Jackie and her husband Jerry O’Hara have both joined the Be the Match Registry® already. They are grateful that Owen doesn’t need a bone marrow transplant right now, but understand all too well what other families are going through and want to reach out to help if they can. They also realize that depending on how Owen’s illness progresses, he could need a bone marrow transplant in the future.

Jackie O’Hara says that she, her husband and their five children have learned to take each day as it comes and not look ahead. “It’s too easy to get overwhelmed if you do that,” she said.

Jerry O’Hara added, “We just count our blessings every day.”

Frequently Asked Questions about Bone Marrow and Blood Stem Cell Donation

Learning the facts about bone marrow donation allows potential donors to make an informed decision about joining the Be The Match Registry®.

Q: How many patients are waiting for a bone marrow transplant? How many will receive one?
A: For 10,000 patients a year, their only hope for a cure is a transplant from someone outside their family. Fewer than half of these patients receive the transplant they need.

Q: Do all bone marrow donations involve surgery?
A: The majority of donations do not involve surgery.
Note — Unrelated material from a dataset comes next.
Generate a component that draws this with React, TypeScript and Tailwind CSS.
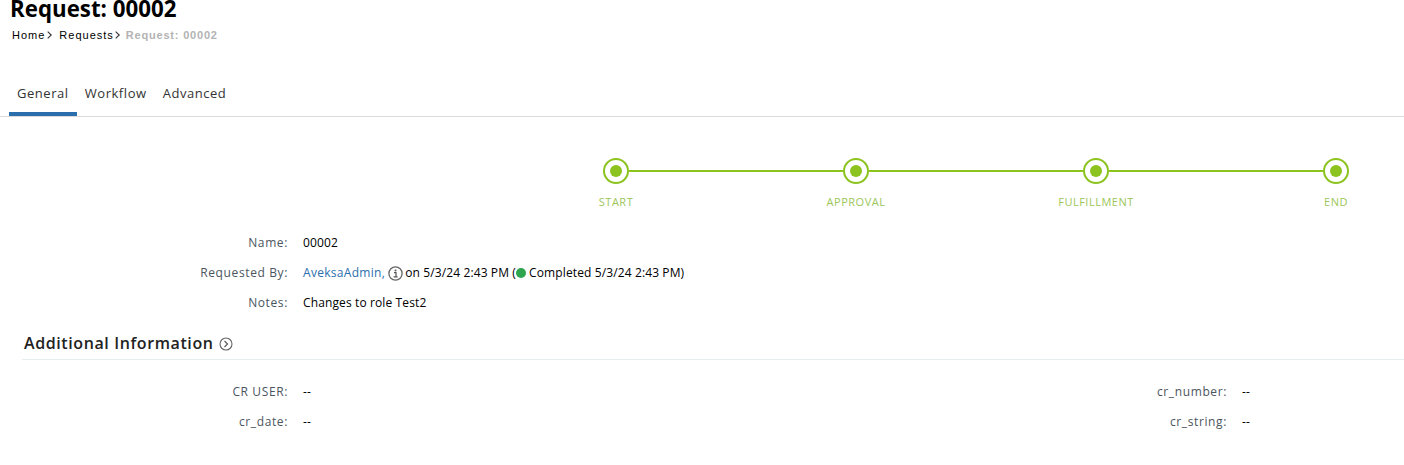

The patient's doctor most often requests a peripheral blood stem cell (PBSC) donation, which is non-surgical.
The second way of donating is marrow donation, which is a surgical procedure.
In each case, donors typically go home the same day they donate.

Q: Is donating painful? Does it involve a long recovery?
A: There can be uncomfortable but short-lived side effects of donating PBSC. Due to taking a drug called filgrastim for five days leading up to donation, PBSC donors may have headaches, joint or muscle aches, or fatigue. PBSC donors are typically back to their normal routine in one to two days.
Those donating marrow receive general or regional anesthesia, so they feel no pain during donation. Marrow donors can expect to feel some soreness in their lower back for one to two weeks afterward. Most marrow donors are back to their normal activities in two to seven days.

Q: Is donating dangerous? Does it weaken the donor?
A: Though no medical procedure is without risk, there are rarely any long-term side effects. Be The Match® carefully prescreens all donors to ensure they are healthy and the procedure is safe for them. The organization also provides support and information every step of the way.
Because only 5 percent or less of a donor's marrow is needed to save the patient's life, the donor's immune system stays strong and the cells replace themselves within four to six weeks.

Q: In bone marrow donation, are pieces of bone are removed from the donor?
A: No pieces of bone are taken during marrow donation. Only the liquid marrow found inside the pelvic bone is needed to save the patient's life.

Q: Do donors have to pay to donate?
A: Donors never pay to donate. Be the Match® reimburses travel costs and may reimburse other costs on a case-by-case basis.

1 comment:

Megan Cobb said...

I wish Sydney and her family the very best and hope a bone marrow match is found for her in this drive. I will keep her and the whole Davies family in my prayers along with Owen, who's my nephew. Thanks very much for this article!